Exercise aim: Copy each line below in which the string "this" occurs.

Data shown:
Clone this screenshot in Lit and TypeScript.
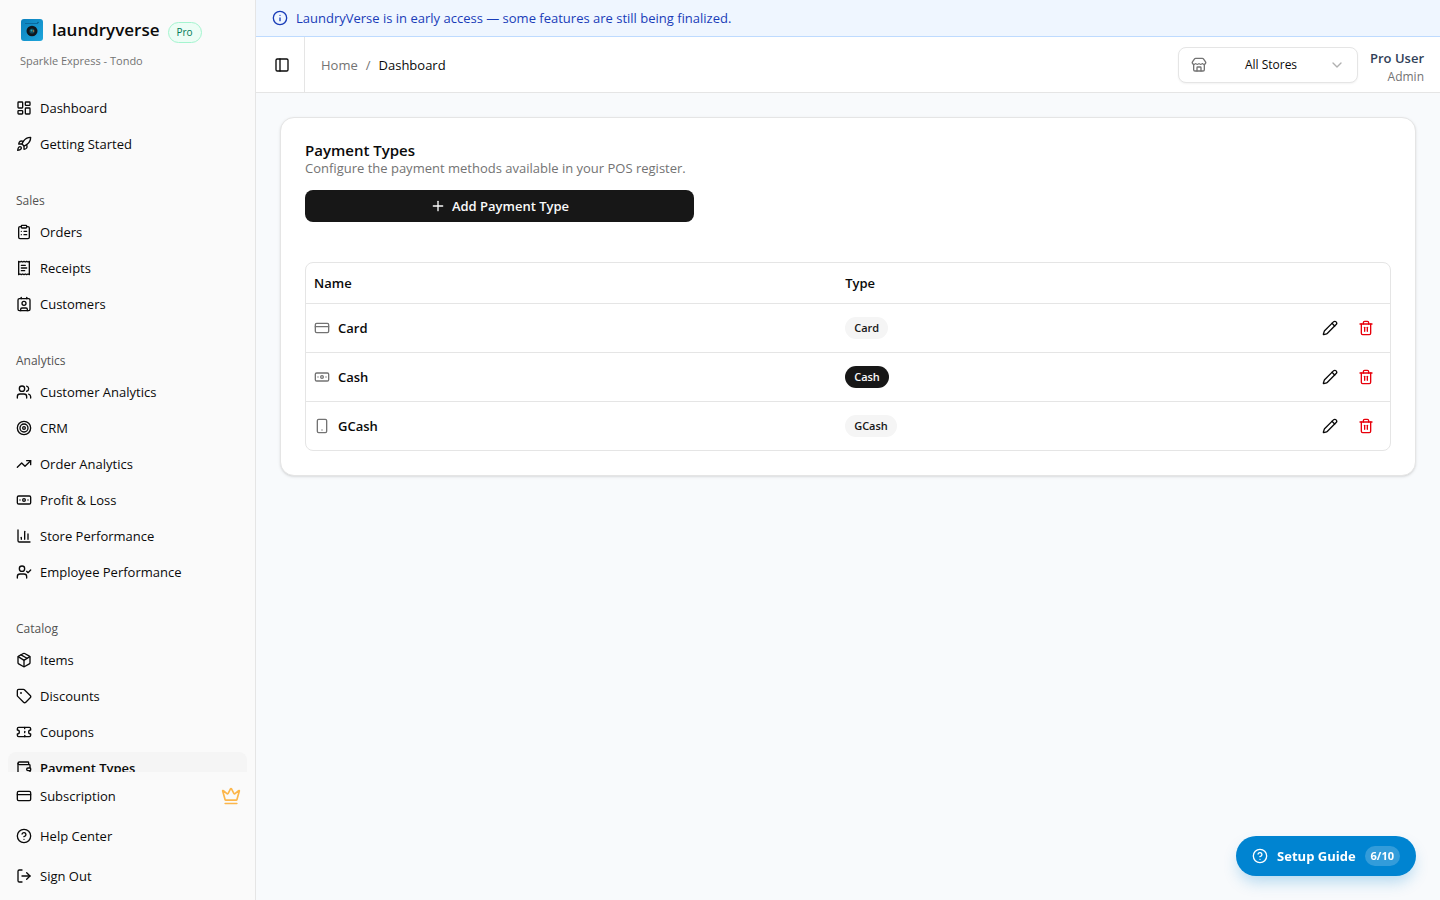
import { LitElement, html, svg, css, type SVGTemplateResult } from "lit";
import { customElement, property } from "lit/decorators.js";
import { classMap } from "lit/directives/class-map.js";

const ICONS: Record<string, SVGTemplateResult> = {
  dashboard: svg`<rect width="7" height="9" x="3" y="3" rx="1"/><rect width="7" height="5" x="14" y="3" rx="1"/><rect width="7" height="9" x="14" y="12" rx="1"/><rect width="7" height="5" x="3" y="16" rx="1"/>`,
  rocket: svg`<path d="M4.5 16.5c-1.5 1.26-2 5-2 5s3.74-.5 5-2c.71-.84.7-2.13-.09-2.91a2.18 2.18 0 0 0-2.91-.09z"/><path d="m12 15-3-3a22 22 0 0 1 2-3.95A12.88 12.88 0 0 1 22 2c0 2.72-.78 7.5-6 11a22.35 22.35 0 0 1-4 2z"/><path d="M9 12H4s.55-3.03 2-4c1.62-1.08 5 0 5 0"/><path d="M12 15v5s3.03-.55 4-2c1.08-1.62 0-5 0-5"/>`,
  clipboard: svg`<rect width="8" height="4" x="8" y="2" rx="1"/><path d="M16 4h2a2 2 0 0 1 2 2v14a2 2 0 0 1-2 2H6a2 2 0 0 1-2-2V6a2 2 0 0 1 2-2h2"/><path d="M12 11h4"/><path d="M12 16h4"/><path d="M8 11h.01"/><path d="M8 16h.01"/>`,
  receipt: svg`<path d="M4 2v20l2-1 2 1 2-1 2 1 2-1 2 1 2-1 2 1V2l-2 1-2-1-2 1-2-1-2 1-2-1-2 1Z"/><path d="M14 8H8"/><path d="M16 12H8"/><path d="M13 16H8"/>`,
  contact: svg`<path d="M16 2v2"/><path d="M7 22v-2a2 2 0 0 1 2-2h6a2 2 0 0 1 2 2v2"/><path d="M8 2v2"/><circle cx="12" cy="11" r="3"/><rect x="3" y="4" width="18" height="18" rx="2"/>`,
  users: svg`<path d="M16 21v-2a4 4 0 0 0-4-4H6a4 4 0 0 0-4 4v2"/><circle cx="9" cy="7" r="4"/><path d="M22 21v-2a4 4 0 0 0-3-3.87"/><path d="M16 3.13a4 4 0 0 1 0 7.75"/>`,
  target: svg`<circle cx="12" cy="12" r="10"/><circle cx="12" cy="12" r="6"/><circle cx="12" cy="12" r="2"/>`,
  trending: svg`<path d="M16 7h6v6"/><path d="m22 7-8.5 8.5-5-5L2 17"/>`,
  banknote: svg`<rect width="20" height="12" x="2" y="6" rx="2"/><circle cx="12" cy="12" r="2"/><path d="M6 12h.01M18 12h.01"/>`,
  chart: svg`<path d="M3 3v16a2 2 0 0 0 2 2h16"/><path d="M18 17V9"/><path d="M13 17V5"/><path d="M8 17v-3"/>`,
  userCheck: svg`<path d="m16 11 2 2 4-4"/><path d="M16 21v-2a4 4 0 0 0-4-4H6a4 4 0 0 0-4 4v2"/><circle cx="9" cy="7" r="4"/>`,
  box: svg`<path d="M11 21.73a2 2 0 0 0 2 0l7-4A2 2 0 0 0 21 16V8a2 2 0 0 0-1-1.73l-7-4a2 2 0 0 0-2 0l-7 4A2 2 0 0 0 3 8v8a2 2 0 0 0 1 1.73z"/><path d="M12 22V12"/><path d="m3.3 7 7.703 4.734a2 2 0 0 0 1.994 0L20.7 7"/><path d="m7.5 4.27 9 5.15"/>`,
  tag: svg`<path d="M12.586 2.586A2 2 0 0 0 11.172 2H4a2 2 0 0 0-2 2v7.172a2 2 0 0 0 .586 1.414l8.704 8.704a2.426 2.426 0 0 0 3.42 0l6.58-6.58a2.426 2.426 0 0 0 0-3.42z"/><circle cx="7.5" cy="7.5" r=".5" fill="currentColor"/>`,
  ticket: svg`<path d="M2 9a3 3 0 0 1 0 6v2a2 2 0 0 0 2 2h16a2 2 0 0 0 2-2v-2a3 3 0 0 1 0-6V7a2 2 0 0 0-2-2H4a2 2 0 0 0-2 2Z"/><path d="M13 5v2"/><path d="M13 17v2"/><path d="M13 11v2"/>`,
  wallet: svg`<path d="M19 7V4a1 1 0 0 0-1-1H5a2 2 0 0 0 0 4h15a1 1 0 0 1 1 1v4h-3a2 2 0 0 0 0 4h3a1 1 0 0 0 1-1v-2a1 1 0 0 0-1-1"/><path d="M3 5v14a2 2 0 0 0 2 2h15a1 1 0 0 0 1-1v-4"/>`,
  card: svg`<rect width="20" height="14" x="2" y="5" rx="2"/><path d="M2 10h20"/>`,
  help: svg`<circle cx="12" cy="12" r="10"/><path d="M9.09 9a3 3 0 0 1 5.83 1c0 2-3 3-3 3"/><path d="M12 17h.01"/>`,
  logout: svg`<path d="M9 21H5a2 2 0 0 1-2-2V5a2 2 0 0 1 2-2h4"/><path d="m16 17 5-5-5-5"/><path d="M21 12H9"/>`,
  crown: svg`<path d="M11.562 3.266a.5.5 0 0 1 .876 0L15.39 8.87a1 1 0 0 0 1.516.294L21.183 5.5a.5.5 0 0 1 .798.519l-2.834 10.246a1 1 0 0 1-.956.734H5.81a1 1 0 0 1-.957-.734L2.02 6.02a.5.5 0 0 1 .798-.519l4.276 3.664a1 1 0 0 0 1.516-.294z"/><path d="M5 21h14"/>`,
  info: svg`<circle cx="12" cy="12" r="10"/><path d="M12 16v-4"/><path d="M12 8h.01"/>`,
  panel: svg`<rect width="18" height="18" x="3" y="3" rx="2"/><path d="M9 3v18"/>`,
  store: svg`<path d="M15 21v-5a1 1 0 0 0-1-1h-4a1 1 0 0 0-1 1v5"/><path d="M17.774 10.31a1.12 1.12 0 0 0-1.549 0 2.5 2.5 0 0 1-3.451 0 1.12 1.12 0 0 0-1.548 0 2.5 2.5 0 0 1-3.452 0 1.12 1.12 0 0 0-1.549 0 2.5 2.5 0 0 1-3.77-3.248l2.889-4.184A2 2 0 0 1 7 2h10a2 2 0 0 1 1.653.873l2.895 4.192a2.5 2.5 0 0 1-3.774 3.244"/><path d="M4 10.95V19a2 2 0 0 0 2 2h12a2 2 0 0 0 2-2v-8.05"/>`,
  chevron: svg`<path d="m6 9 6 6 6-6"/>`,
  plus: svg`<path d="M5 12h14"/><path d="M12 5v14"/>`,
  phone: svg`<rect width="14" height="20" x="5" y="2" rx="2"/><path d="M12 18h.01"/>`,
  pencil: svg`<path d="M21.174 6.812a1 1 0 0 0-3.986-3.987L3.842 16.174a2 2 0 0 0-.5.83l-1.321 4.352a.5.5 0 0 0 .623.622l4.353-1.32a2 2 0 0 0 .83-.497z"/><path d="m15 5 4 4"/>`,
  trash: svg`<path d="M3 6h18"/><path d="M19 6v14a2 2 0 0 1-2 2H7a2 2 0 0 1-2-2V6"/><path d="M8 6V4a2 2 0 0 1 2-2h4a2 2 0 0 1 2 2v2"/><path d="M10 11v6"/><path d="M14 11v6"/>`,
};

interface NavItem { icon: string; label: string; active?: boolean; premium?: boolean }
interface NavGroup { title?: string; items: NavItem[] }

const GROUPS: NavGroup[] = [
  { items: [
    { icon: "dashboard", label: "Dashboard" },
    { icon: "rocket", label: "Getting Started" },
  ] },
  { title: "Sales", items: [
    { icon: "clipboard", label: "Orders" },
    { icon: "receipt", label: "Receipts" },
    { icon: "contact", label: "Customers" },
  ] },
  { title: "Analytics", items: [
    { icon: "users", label: "Customer Analytics" },
    { icon: "target", label: "CRM" },
    { icon: "trending", label: "Order Analytics" },
    { icon: "banknote", label: "Profit & Loss" },
    { icon: "chart", label: "Store Performance" },
    { icon: "userCheck", label: "Employee Performance" },
  ] },
  { title: "Catalog", items: [
    { icon: "box", label: "Items" },
    { icon: "tag", label: "Discounts" },
    { icon: "ticket", label: "Coupons" },
    { icon: "wallet", label: "Payment Types", active: true },
  ] },
];

const FOOTER: NavItem[] = [
  { icon: "card", label: "Subscription", premium: true },
  { icon: "help", label: "Help Center" },
  { icon: "logout", label: "Sign Out" },
];

const PAYMENTS = [
  { icon: "card", name: "Card", primary: false },
  { icon: "banknote", name: "Cash", primary: true },
  { icon: "phone", name: "GCash", primary: false },
];

@customElement("ui-icon")
export class UiIcon extends LitElement {
  @property() name = "";
  static styles = css`
    :host { display: block; flex: none; width: 16px; height: 16px; }
    .glyph { display: block; width: 100%; height: 100%; }
  `;
  render() {
    return html`<svg class="glyph" viewBox="0 0 24 24" fill="none" stroke="currentColor" stroke-width="2" stroke-linecap="round" stroke-linejoin="round" aria-hidden="true">${ICONS[this.name]}</svg>`;
  }
}

@customElement("side-bar")
export class SideBar extends LitElement {
  static styles = css`
    * { box-sizing: border-box; }
    :host { display: flex; flex-direction: column; flex: none; box-sizing: border-box; width: 256px; height: 100%; background: #fafafa; border-right: 1px solid #e5e5e5; color: #0a0a0a; }
    .brand { padding: 17px 20px 15px; flex: none; }
    .brand-row { display: flex; align-items: center; gap: 8px; height: 26px; }
    .logo { flex: none; width: 24px; height: 24px; }
    .word { font-size: 17px; line-height: 26px; font-weight: 600; }
    .plan { align-self: flex-end; font-size: 10px; line-height: 19px; font-weight: 500; padding: 0 8px; border: 1px solid #a4f4cf; border-radius: 11px; background: #ecfdf5; color: #007a55; }
    .store { margin: 10px 0 0; font-size: 11px; line-height: 16px; color: #737373; }
    .nav { flex: 1; min-height: 0; overflow-y: auto; scrollbar-width: none; display: flex; flex-direction: column; gap: 8px; }
    .group { padding: 8px; flex: none; }
    .title { margin: 0; display: flex; align-items: center; height: 32px; padding: 2px 8px 0; font-size: 12px; font-weight: 500; color: #525252; }
    .list { list-style: none; margin: 0; padding: 0; display: flex; flex-direction: column; gap: 4px; }
    .foot { flex: none; padding: 8px; }
    .foot .list { gap: 8px; }
    .item { display: flex; align-items: center; gap: 8px; height: 32px; padding: 0 8px; border-radius: 8px; font-size: 13px; line-height: 20px; color: inherit; text-decoration: none; white-space: nowrap; }
    .active { background: #f5f5f5; font-weight: 600; }
    .label { flex: 1; }
    .crown { color: #fcb64b; width: 20px; height: 20px; margin-right: -2px; }
  `;
  private item(i: NavItem) {
    return html`<li><a href="#" class=${classMap({ item: true, active: !!i.active })}>
      <ui-icon name=${i.icon}></ui-icon><span class="label">${i.label}</span>
      ${i.premium ? html`<ui-icon class="crown" name="crown"></ui-icon>` : null}
    </a></li>`;
  }
  render() {
    return html`
      <div class="brand">
        <div class="brand-row">
          <svg class="logo" viewBox="0 0 24 24" aria-hidden="true">
            <defs><linearGradient id="g" x1="0" y1="0" x2="1" y2="1"><stop offset="0" stop-color="#0b80bd"/><stop offset="1" stop-color="#1ea6dc"/></linearGradient></defs>
            <rect x="1" y="1" width="22" height="22" rx="3" fill="url(#g)"/>
            <path d="M5 5.500h13" stroke="#0a6a9f" stroke-width="1"/><circle cx="18" cy="4.500" r=".7" fill="#0a4f78"/>
            <ellipse cx="12" cy="13" rx="5.500" ry="5.200" fill="#10161c"/>
            <circle cx="12" cy="13" r="2.600" fill="#0f4a5c"/><circle cx="11.500" cy="12.500" r="1" fill="#2fa3a8"/><circle cx="13.500" cy="13" r=".7" fill="#d98c3a"/>
          </svg>
          <span class="word">laundryverse</span>
          <span class="plan">Pro</span>
        </div>
        <p class="store">Sparkle Express - Tondo</p>
      </div>
      <nav class="nav">
        ${GROUPS.map((g) => html`<section class="group">
          ${g.title ? html`<h2 class="title">${g.title}</h2>` : null}
          <ul class="list">${g.items.map((i) => this.item(i))}</ul>
        </section>`)}
      </nav>
      <div class="foot"><ul class="list">${FOOTER.map((i) => this.item(i))}</ul></div>
    `;
  }
}

@customElement("payment-types")
export class PaymentTypes extends LitElement {
  static styles = css`
    * { box-sizing: border-box; }
    :host { display: block; color: #0a0a0a; }
    .card { background: #fff; border: 1px solid #e5e5e5; border-radius: 14px; padding: 24px; box-shadow: 0 1px 3px rgb(0 0 0 / 0.1), 0 1px 2px -1px rgb(0 0 0 / 0.1); display: flex; flex-direction: column; gap: 40px; }
    .head { display: flex; flex-direction: column; width: fit-content; min-width: 389px; }
    .title { margin: 0; font-size: 15px; line-height: 16px; font-weight: 600; }
    .desc { margin: 0; font-size: 13px; line-height: 20px; color: #737373; }
    .add { margin-top: 12px; display: flex; align-items: center; justify-content: center; gap: 6px; height: 32px; border: 0; border-radius: 8px; background: #171717; color: #fafafa; font: inherit; font-size: 13px; font-weight: 600; cursor: pointer; }
    .frame { border: 1px solid #e5e5e5; border-radius: 8px; overflow: hidden; }
    .table { width: 100%; border-collapse: separate; border-spacing: 0; table-layout: fixed; font-size: 13px; line-height: 20px; }
    .c-name { width: 49%; }
    .c-act { width: 96px; }
    .th { height: 40px; padding: 0 8px; text-align: left; font-weight: 600; }
    .td { height: 49px; padding: 0 8px; border-top: 1px solid #e5e5e5; }
    .name { display: flex; align-items: center; gap: 8px; font-weight: 600; }
    .kind { color: #737373; }
    .badge { display: inline-block; vertical-align: middle; border-radius: 11px; padding: 1px 9px; background: #f5f5f5; color: #171717; font-size: 11px; line-height: 20px; font-weight: 600; }
    .primary { background: #171717; color: #fafafa; }
    .actions { display: flex; justify-content: flex-end; gap: 4px; }
    .act { display: grid; place-items: center; width: 32px; height: 32px; padding: 0; border: 0; border-radius: 8px; background: none; color: #0a0a0a; cursor: pointer; }
    .danger { color: #e7000b; }
  `;
  render() {
    return html`<section class="card">
      <header class="head">
        <h1 class="title">Payment Types</h1>
        <p class="desc">Configure the payment methods available in your POS register.</p>
        <button class="add" type="button"><ui-icon name="plus"></ui-icon>Add Payment Type</button>
      </header>
      <div class="frame">
        <table class="table">
          <colgroup><col class="c-name"><col><col class="c-act"></colgroup>
          <thead><tr><th class="th" scope="col">Name</th><th class="th" scope="col">Type</th><td class="th"></td></tr></thead>
          <tbody>${PAYMENTS.map((p) => html`<tr>
            <td class="td"><div class="name"><ui-icon class="kind" name=${p.icon}></ui-icon>${p.name}</div></td>
            <td class="td"><span class=${classMap({ badge: true, primary: p.primary })}>${p.name}</span></td>
            <td class="td"><div class="actions">
              <button class="act" type="button" aria-label="Edit ${p.name}"><ui-icon name="pencil"></ui-icon></button>
              <button class="act danger" type="button" aria-label="Delete ${p.name}"><ui-icon name="trash"></ui-icon></button>
            </div></td>
          </tr>`)}</tbody>
        </table>
      </div>
    </section>`;
  }
}

@customElement("app-root")
export class AppRoot extends LitElement {
  static styles = css`
    * { box-sizing: border-box; }
    :host { display: flex; height: 100vh; font-family: "Open Sans", "Noto Sans", sans-serif; font-size: 13px; line-height: 20px; color: #0a0a0a; background: #f8fafc; }
    .page { flex: 1; min-width: 0; display: flex; flex-direction: column; }
    .banner { display: flex; align-items: center; gap: 8px; padding: 8px 16px; background: #eff6ff; border-bottom: 1px solid #bedbff; color: #193cb8; }
    .top { display: flex; align-items: center; height: 56px; background: #fff; border-bottom: 1px solid #e5e5e5; padding-right: 16px; }
    .toggle { display: grid; place-items: center; align-self: stretch; width: 49px; padding: 0 0 0 4px; border: 0; border-right: 1px solid #e5e5e5; background: none; color: #0a0a0a; cursor: pointer; }
    .crumbs { flex: 1; display: flex; gap: 8px; padding-left: 16px; color: #737373; }
    .home { color: inherit; text-decoration: none; }
    .here { color: #0a0a0a; }
    .picker { display: flex; align-items: center; width: 180px; height: 36px; padding: 0 12px; border: 1px solid #e5e5e5; border-radius: 8px; background: #fff; box-shadow: 0 1px 2px rgb(0 0 0 / 0.05); color: #737373; }
    .select { flex: 1; min-width: 0; height: 100%; padding: 1px 0 0 6px; border: 0; appearance: none; background: none; font: inherit; font-size: 12px; text-align-last: center; color: #0a0a0a; cursor: pointer; }
    .caret { color: #b0b0b0; }
    .user { margin-left: 12px; padding-top: 4px; text-align: right; }
    .who { display: block; font-weight: 600; color: #314158; }
    .role { display: block; font-size: 12px; line-height: 18px; color: #737373; }
    .main { flex: 1; min-height: 0; overflow-y: auto; padding: 24px; }
    .guide { position: fixed; right: 24px; bottom: 24px; display: flex; align-items: center; gap: 9px; height: 40px; padding: 0 16px; border: 0; border-radius: 20px; background: #0084d1; color: #fff; font: inherit; font-weight: 700; box-shadow: 0 8px 16px -3px rgb(0 132 209 / 0.3); cursor: pointer; }
    .count { border-radius: 10px; padding: 0 6px; background: rgb(255 255 255 / 0.2); font-size: 11px; line-height: 20px; }
  `;
  render() {
    return html`
      <side-bar></side-bar>
      <div class="page">
        <div class="banner"><ui-icon name="info"></ui-icon><span>LaundryVerse is in early access — some features are still being finalized.</span></div>
        <header class="top">
          <button class="toggle" type="button" aria-label="Toggle sidebar"><ui-icon name="panel"></ui-icon></button>
          <nav class="crumbs"><a class="home" href="#">Home</a><span>/</span><span class="here">Dashboard</span></nav>
          <label class="picker"><ui-icon name="store"></ui-icon>
            <select class="select" aria-label="Store"><option>All Stores</option></select>
            <ui-icon class="caret" name="chevron"></ui-icon></label>
          <div class="user"><span class="who">Pro User</span><span class="role">Admin</span></div>
        </header>
        <main class="main"><payment-types></payment-types></main>
      </div>
      <button class="guide" type="button"><ui-icon name="help"></ui-icon>Setup Guide<span class="count">6/10</span></button>
    `;
  }
}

Reply:
Clone this screenshot in Lit and TypeScript.
    return html`<svg class="glyph" viewBox="0 0 24 24" fill="none" stroke="currentColor" stroke-width="2" stroke-linecap="round" stroke-linejoin="round" aria-hidden="true">${ICONS[this.name]}</svg>`;
          <ul class="list">${g.items.map((i) => this.item(i))}</ul>
      <div class="foot"><ul class="list">${FOOTER.map((i) => this.item(i))}</ul></div>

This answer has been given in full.